Heavy traffic is common during rush hour and construction zones. These times are terribly inconvenient and usually happen when you are in a hurry. Remembering your basics during these times are important.

  • Use your blinker. Letting others know if you are trying to switch lanes or merge is important. Always use your blinker and proceed with caution.
  • Plan ahead. Do not wait to move across four lanes to exit until ¼ of a mile away from the exit. Start moving over when you know your exit is coming up.
  • Keep your distance. Even in slow traffic, you need to leave some room between your car and the one in front of you. If you are following too close when traffic starts moving, you need to have space for fast braking, if needed.
  • Obey all signs. Always obey road signs but pay extra attention to construction zone signs. These signs are often letting you know about new traffic patterns and changes to speed limits. Driving slower and more carefully will help keep everyone safe in construction zones, but it also prevents a traffic ticket, which are more expensive in construction zones.
  • Slow down. Try to remember that everyone is frustrated and impatient in these situations. Remember to slow down and remember that speeding and being impatient will not get you anywhere faster and the circumstances are beyond your control.

Aggressive Drivers

Avoid getting aggressive on the roads. Keep a level head and obey the driving laws. Do not race around drivers, engage in racing on the road, or slamming on brakes. Most people do not do things on purpose to make other drivers angry.
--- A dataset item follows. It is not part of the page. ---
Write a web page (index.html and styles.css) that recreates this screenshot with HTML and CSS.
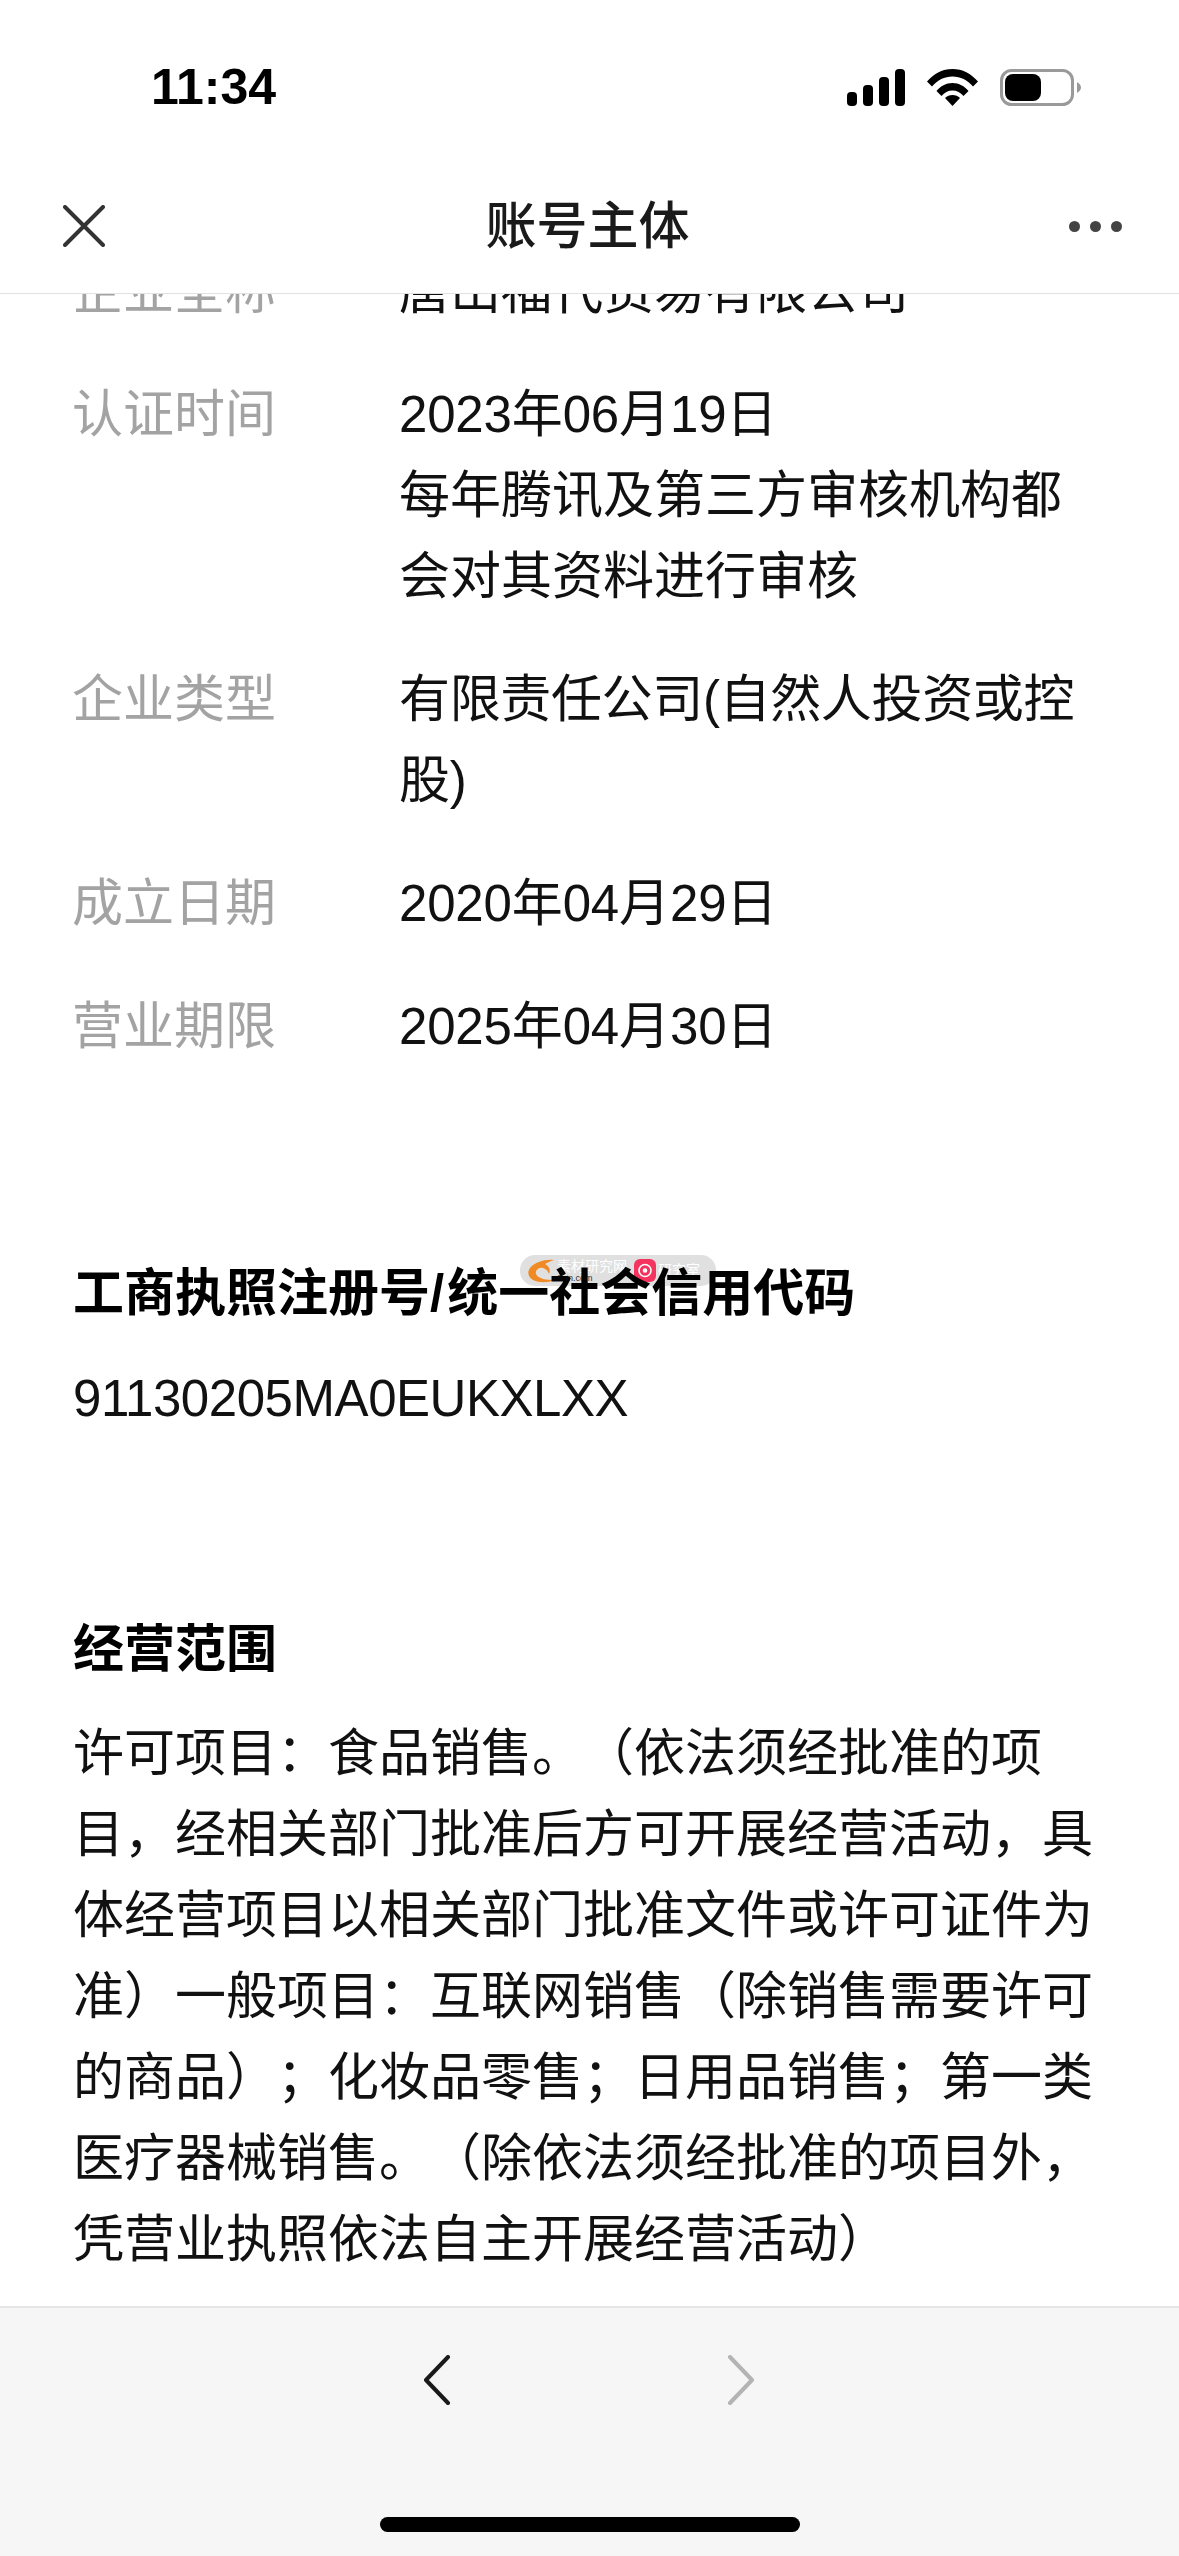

If an aggressive driver is pursuing you, ignore them. If they are relentlessly bothering you and putting you and others on the road in danger, it is important to call the police. Too often a situation will escalate and can turn dangerous. It is better to stay safe and call the police than end up with a physical confrontation.

Focus on the Road

In all these situations, there are basic driving skills every driver can fall back on in driving school. Even if you forget all the information you learned in class, remember to use your training. Do your best to remain calm and control the car. If you are remembering the basics, you can trust your instincts.